Delegate from Slovakia: You can't spell "WITH HACEK" that way — it has a hacek on the C.

Convenor from Switzerland: Well, we can only use ASCII A-Z in character names.

Delegate from Slovakia: Well, it's spelled wrong, and that isn't acceptable to us.

Convenor from Switzerland (with a straight face): In Swiss French we call it a "caron", and there wouldn't be any trouble spelling that.

Delegate from Slovakia: Really?

Convenor from Switzerland: Yes, so let's just use that term instead. (aside to editor) Just change them all to "WITH CARON" and let's move on.


A couple of the more serious etymologies that have been proposed for the word "caron" are :

  1. that the word "caron" is a portmanteau for "caret" (a inverted v shaped editorial symbol used to indicate an ommission) and "macron" (a diacritic mark shaped like a horizontal line that is placed over a letter), the name suggesting the (inverted) shape of the caret and the above-letter positioning of the macron (suggested by James Naughton in October 2001);
  2. that the word "caron" derives from the Russian word короной (or the related word some other Slavic language) meaning "crown" or "corona", as the accents sits on top of a letter like a little crown (suggested by Alexander Savenkov in December 2003).
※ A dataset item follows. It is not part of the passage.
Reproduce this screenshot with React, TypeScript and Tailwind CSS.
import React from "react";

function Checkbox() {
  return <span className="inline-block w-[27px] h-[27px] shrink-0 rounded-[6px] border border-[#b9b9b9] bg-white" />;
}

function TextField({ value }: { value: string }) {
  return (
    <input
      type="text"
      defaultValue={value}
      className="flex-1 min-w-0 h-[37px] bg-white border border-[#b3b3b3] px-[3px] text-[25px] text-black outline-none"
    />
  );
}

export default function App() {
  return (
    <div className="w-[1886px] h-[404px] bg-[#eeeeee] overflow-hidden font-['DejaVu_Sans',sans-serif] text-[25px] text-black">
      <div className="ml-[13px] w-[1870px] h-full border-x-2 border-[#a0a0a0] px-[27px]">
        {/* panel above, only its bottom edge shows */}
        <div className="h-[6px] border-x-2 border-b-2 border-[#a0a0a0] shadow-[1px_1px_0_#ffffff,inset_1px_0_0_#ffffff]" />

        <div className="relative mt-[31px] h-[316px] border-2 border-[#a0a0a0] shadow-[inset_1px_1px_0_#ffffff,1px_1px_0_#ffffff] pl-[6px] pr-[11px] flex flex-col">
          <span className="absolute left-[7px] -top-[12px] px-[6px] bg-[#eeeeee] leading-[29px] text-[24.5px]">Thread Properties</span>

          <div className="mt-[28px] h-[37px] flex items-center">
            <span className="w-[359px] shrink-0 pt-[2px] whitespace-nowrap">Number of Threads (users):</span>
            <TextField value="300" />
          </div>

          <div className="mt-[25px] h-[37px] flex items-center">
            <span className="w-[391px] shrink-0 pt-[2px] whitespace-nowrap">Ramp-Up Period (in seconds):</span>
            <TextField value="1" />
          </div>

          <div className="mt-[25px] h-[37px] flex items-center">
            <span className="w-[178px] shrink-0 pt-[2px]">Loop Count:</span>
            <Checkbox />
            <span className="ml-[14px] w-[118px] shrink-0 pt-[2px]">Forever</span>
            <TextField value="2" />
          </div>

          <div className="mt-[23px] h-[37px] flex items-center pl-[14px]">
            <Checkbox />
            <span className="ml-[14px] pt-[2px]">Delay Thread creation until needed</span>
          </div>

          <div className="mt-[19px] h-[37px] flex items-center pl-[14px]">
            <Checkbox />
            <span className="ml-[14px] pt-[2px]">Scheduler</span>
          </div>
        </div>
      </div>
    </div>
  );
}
The history of the term "caron" is equally obscure, and so far the furthest back that this character name can be taken is to the mid 1980s, when, according to a Unicode FAQ, the "caron" is referred to in publications such as Frank Romano's The TypEncyclopedia (1984) and IBM's "Green Book" (National Language Support Reference Manual, 1986).
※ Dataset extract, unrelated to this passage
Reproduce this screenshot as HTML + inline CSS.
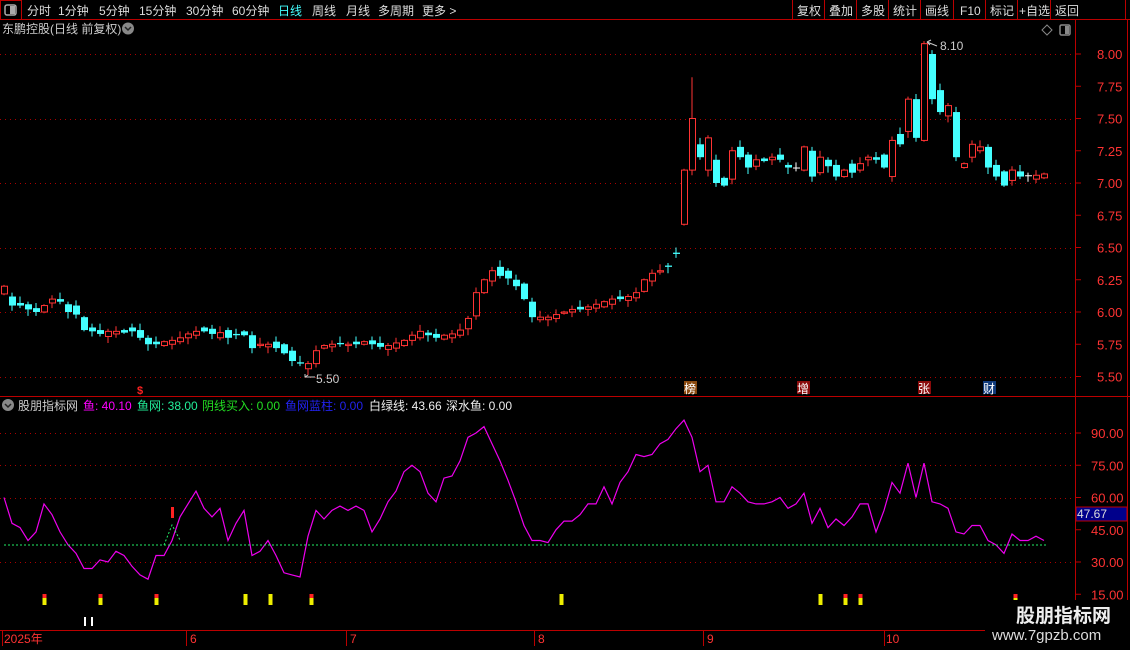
<!DOCTYPE html>
<html><head><meta charset="utf-8"><style>
body{margin:0;background:#000;width:1130px;height:650px;overflow:hidden;font-family:"Liberation Sans","Noto Sans CJK SC",sans-serif}
svg{position:absolute;left:0;top:0}
text{font-family:"Liberation Sans","Noto Sans CJK SC",sans-serif}
</style></head><body>
<svg id="s" width="1130" height="650" xmlns="http://www.w3.org/2000/svg">
<rect width="1130" height="650" fill="#000"/>
<line x1="0" y1="19.5" x2="1130" y2="19.5" stroke="#b00" />
<rect x="0.5" y="0.5" width="21" height="19" fill="none" stroke="#b00"/>
<rect x="5" y="5" width="11" height="10" rx="2" fill="none" stroke="#aaa" stroke-width="1.5"/><rect x="10" y="6" width="5" height="8" fill="#aaa"/>
<g font-size="12" fill="#ddd">
<text x="27" y="15">分时</text><text x="58" y="15">1分钟</text><text x="99" y="15">5分钟</text><text x="139" y="15">15分钟</text><text x="186" y="15">30分钟</text><text x="232" y="15">60分钟</text>
<text x="278" y="15" fill="#4ff">日线</text><text x="312" y="15">周线</text><text x="346" y="15">月线</text><text x="378" y="15">多周期</text><text x="422" y="15">更多 &gt;</text>
</g>
<g stroke="#b00"><line x1="792.5" y1="0" x2="792.5" y2="19"/><line x1="824.5" y1="0" x2="824.5" y2="19"/><line x1="856.5" y1="0" x2="856.5" y2="19"/><line x1="888.5" y1="0" x2="888.5" y2="19"/><line x1="920.5" y1="0" x2="920.5" y2="19"/><line x1="953.5" y1="0" x2="953.5" y2="19"/><line x1="985.5" y1="0" x2="985.5" y2="19"/><line x1="1017.5" y1="0" x2="1017.5" y2="19"/><line x1="1050.5" y1="0" x2="1050.5" y2="19"/><line x1="1125.5" y1="0" x2="1125.5" y2="19"/></g>
<g font-size="12" fill="#ddd"><text x="797" y="15">复权</text><text x="829" y="15">叠加</text><text x="861" y="15">多股</text><text x="893" y="15">统计</text><text x="925" y="15">画线</text><text x="960" y="15">F10</text><text x="990" y="15">标记</text><text x="1019" y="15">+自选</text><text x="1055" y="15">返回</text></g>
<text x="2" y="33" font-size="12" fill="#ccc">东鹏控股(日线 前复权)</text>
<circle cx="128" cy="28.5" r="6" fill="#888"/><path d="M125 27l3 3 3-3" stroke="#222" stroke-width="1.5" fill="none"/>
<path d="M1047 25l5 5-5 5-5-5z" fill="none" stroke="#888"/>
<rect x="1060" y="25" width="10" height="10" rx="1.5" fill="none" stroke="#888" stroke-width="1.5"/><rect x="1065" y="26" width="4" height="8" fill="#888"/>
<line x1="1075.5" y1="20" x2="1075.5" y2="650" stroke="#b00"/>
<line x1="1127.5" y1="20" x2="1127.5" y2="650" stroke="#b00"/>
<line x1="0" y1="396.5" x2="1130" y2="396.5" stroke="#b00"/>
<line x1="0" y1="630.5" x2="1075" y2="630.5" stroke="#b00"/>
<g id="grid"></g><g id="cand"></g><g id="ind"></g>
<text x="940" y="50" font-size="12" fill="#ccc">8.10</text><path d="M927 42l4-2M927 42l3 3M927 42l10 4" stroke="#ccc" fill="none"/>
<text x="316" y="383" font-size="12" fill="#ccc">5.50</text><path d="M305 374v3h10M305 377l3-2" stroke="#ccc" fill="none"/>
<text x="137" y="394" font-size="11" fill="#f22" font-weight="bold">$</text>
<rect x="684" y="381" width="13" height="13" fill="#8a4a10"/><text x="684" y="393" font-size="12" fill="#fff">榜</text>
<rect x="797" y="381" width="13" height="13" fill="#8a0a0a"/><text x="797" y="393" font-size="12" fill="#fff">增</text>
<rect x="918" y="381" width="13" height="13" fill="#8a0a0a"/><text x="918" y="393" font-size="12" fill="#fff">张</text>
<rect x="983" y="381" width="13" height="13" fill="#103a7a"/><text x="983" y="393" font-size="12" fill="#fff">财</text>
<circle cx="8" cy="405" r="6" fill="#888"/><path d="M5 404l3 3 3-3" stroke="#222" stroke-width="1.5" fill="none"/>
<g font-size="12"><text x="18" y="410" fill="#ccc">股朋指标网</text><text x="83" y="410" fill="#f0f">鱼: 40.10</text><text x="137" y="410" fill="#2e9">鱼网: 38.00</text><text x="202" y="410" fill="#2d2">阴线买入: 0.00</text><text x="285" y="410" fill="#22e">鱼网蓝柱: 0.00</text><text x="369" y="410" fill="#eee">白绿线: 43.66</text><text x="446" y="410" fill="#eee">深水鱼: 0.00</text></g>
<rect x="1076" y="507" width="51" height="14" fill="#00008b" stroke="#b00"/><text x="1077" y="518" font-size="12" fill="#ddd">47.67</text>
<g font-size="12" fill="#f33"><text x="4" y="643">2025年</text><text x="190" y="643">6</text><text x="350" y="643">7</text><text x="538" y="643">8</text><text x="707" y="643">9</text><text x="886" y="643">10</text></g>
<g stroke="#b00"><line x1="2.5" y1="630" x2="2.5" y2="646"/><line x1="186.5" y1="630" x2="186.5" y2="646"/><line x1="346.5" y1="630" x2="346.5" y2="646"/><line x1="534.5" y1="630" x2="534.5" y2="646"/><line x1="703.5" y1="630" x2="703.5" y2="646"/><line x1="884.5" y1="630" x2="884.5" y2="646"/></g>
<rect x="985" y="600" width="145" height="50" fill="#000"/>
<text x="1016" y="622" font-size="19" font-weight="bold" fill="#eee">股朋指标网</text>
<text x="992" y="640" font-size="15" fill="#ddd">www.7gpzb.com</text>
</svg>
<script>
var NS="http://www.w3.org/2000/svg";
function el(g,t,a){var e=document.createElementNS(NS,t);for(var k in a)e.setAttribute(k,a[k]);document.getElementById(g).appendChild(e);return e;}
function py(p){return 54+(8-p)*129;}
function iy(v){return 433+(90-v)*2.15;}
[8,7.5,7,6.5,6,5.5].forEach(function(p){el("grid","line",{x1:0,x2:1075,y1:Math.round(py(p))+.5,y2:Math.round(py(p))+.5,stroke:"#a00","stroke-dasharray":"1 4"});});
[8,7.75,7.5,7.25,7,6.75,6.5,6.25,6,5.75,5.5].forEach(function(p){var y=py(p);el("grid","line",{x1:1075,x2:1081,y1:y,y2:y,stroke:"#b00"});var t=el("grid","text",{x:1097,y:y+5,"font-size":13,fill:"#f33"});t.textContent=p.toFixed(2);});
[90,75,60,45,30,15].forEach(function(v){var y=iy(v);if(v%30==0||v==75)el("grid","line",{x1:0,x2:1075,y1:Math.round(y)+.5,y2:Math.round(y)+.5,stroke:"#a00","stroke-dasharray":"1 4"});el("grid","line",{x1:1075,x2:1081,y1:y,y2:y,stroke:"#b00"});var t=el("grid","text",{x:1091,y:y+5,"font-size":13,fill:"#f33"});t.textContent=v.toFixed(2);});
var C=[6.20,6.05,6.05,6.02,6.0,6.05,6.1,6.08,6.0,5.98,5.86,5.85,5.83,5.85,5.85,5.84,5.85,5.80,5.75,5.75,5.77,5.78,5.80,5.83,5.85,5.85,5.83,5.84,5.80,5.82,5.82,5.72,5.75,5.75,5.72,5.68,5.62,5.6,5.6,5.70,5.74,5.75,5.75,5.75,5.75,5.77,5.75,5.73,5.74,5.76,5.78,5.82,5.85,5.82,5.80,5.82,5.83,5.86,5.95,6.15,6.25,6.32,6.28,6.26,6.2,6.1,5.96,5.96,5.96,5.98,6.0,6.02,6.02,6.04,6.06,6.08,6.10,6.1,6.12,6.15,6.25,6.3,6.32,6.35,6.45,7.1,7.5,7.2,7.35,7.0,6.98,7.25,7.2,7.12,7.18,7.17,7.2,7.18,7.12,7.12,7.28,7.05,7.2,7.13,7.05,7.1,7.08,7.15,7.2,7.18,7.12,7.33,7.30,7.65,7.35,8.08,7.65,7.55,7.6,7.2,7.15,7.3,7.28,7.12,7.05,6.98,7.1,7.05,7.06,7.06,7.07];
var O=[6.14,6.12,6.07,6.06,6.03,6.0,6.07,6.1,6.06,6.05,5.96,5.88,5.86,5.81,5.83,5.86,5.88,5.86,5.80,5.77,5.74,5.75,5.77,5.80,5.82,5.88,5.87,5.80,5.86,5.83,5.85,5.82,5.74,5.73,5.77,5.75,5.70,5.61,5.56,5.60,5.72,5.73,5.76,5.74,5.77,5.75,5.78,5.76,5.71,5.72,5.74,5.78,5.80,5.84,5.83,5.79,5.80,5.82,5.87,5.97,6.15,6.24,6.35,6.32,6.25,6.22,6.08,5.94,5.94,5.95,5.99,6.0,6.04,6.02,6.03,6.04,6.06,6.12,6.09,6.11,6.16,6.24,6.31,6.36,6.46,6.68,7.1,7.3,7.1,7.18,7.04,7.03,7.28,7.22,7.13,7.19,7.18,7.22,7.14,7.12,7.1,7.25,7.08,7.18,7.14,7.05,7.15,7.1,7.18,7.2,7.22,7.05,7.38,7.4,7.65,7.33,8.0,7.72,7.52,7.55,7.12,7.2,7.25,7.28,7.14,7.09,7.02,7.09,7.06,7.03,7.04];
for(var i=0;i<C.length;i++){var x=4+i*8.0,o=O[i]||C[i],c=C[i];var up=c>o,col=up?"#f33":(Math.abs(c-o)<0.005?"#fff":"#4ff");var hi=Math.max(o,c)+0.01+((i*37)%5)*0.01,lo=Math.min(o,c)-0.01-((i*53)%5)*0.01;if(i==86)hi=7.82;if(i==115)hi=8.1;
el("cand","line",{x1:x,x2:x,y1:py(hi),y2:py(lo),stroke:col});var y1=py(Math.max(o,c)),h=Math.max(1,py(Math.min(o,c))-y1);
if(up)el("cand","rect",{x:x-2.5,y:y1,width:6,height:h,fill:"#000",stroke:col});else el("cand","rect",{x:x-3,y:y1,width:7,height:h,fill:col});}
var V=[60,48,46,40,44,57,52,44,38,34,27,27,31,30,35,33,28,24,22,33,33,40,51,57,63,55,51,55,40,48,54,33,35,40,33,25,24,23,42,54,50,54,56,54,56,54,44,50,58,63,72,75,72,62,58,69,70,77,88,90,93,85,77,68,58,47,40,40,39,45,49,49,52,57,57,65,57,67,72,80,79,80,85,87,92,96,88,72,75,58,58,65,62,58,57,57,58,60,55,57,62,48,55,46,50,47,51,57,57,44,54,67,62,76,60,76,58,57,55,44,43,47,47,40,38,34,43,40,40,42,40];
var pts=V.map(function(v,i){return (4+i*8)+","+iy(v).toFixed(1);}).join(" ");
el("ind","polyline",{points:pts,fill:"none",stroke:"#e0e","stroke-width":1.2});
el("ind","line",{x1:4,x2:1047,y1:545,y2:545,stroke:"#2e6","stroke-dasharray":"2 2"});
el("ind","polyline",{points:"164,545 172,525 180,540",fill:"none",stroke:"#2e6","stroke-dasharray":"2 2"});
el("ind","rect",{x:171,y:507,width:3,height:11,fill:"#f22"});
[44,100,156,245,270,311,561,820,845,860,1015].forEach(function(x,k){var r=[0,1,2,5,8,9,10].indexOf(k)>=0;el("ind","rect",{x:x-1.5,y:594,width:4,height:11,fill:"#ee0"});if(r)el("ind","rect",{x:x-1.5,y:594,width:4,height:4,fill:"#f22"});});
el("ind","rect",{x:84,y:617,width:2,height:9,fill:"#fff"});el("ind","rect",{x:91,y:617,width:2,height:9,fill:"#fff"});
</script>
</body></html>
I thought that I once read that someone had once offered a $100 reward for anyone who could establish the origins of the term, but I can no longer find any evidence for this possible delusion of mine. Anyway, although I'm far from being in a position to claim this hypothetical reward, with a little digging it is still possible to take the history of the Caron back quite a bit earlier than the mid 1980s.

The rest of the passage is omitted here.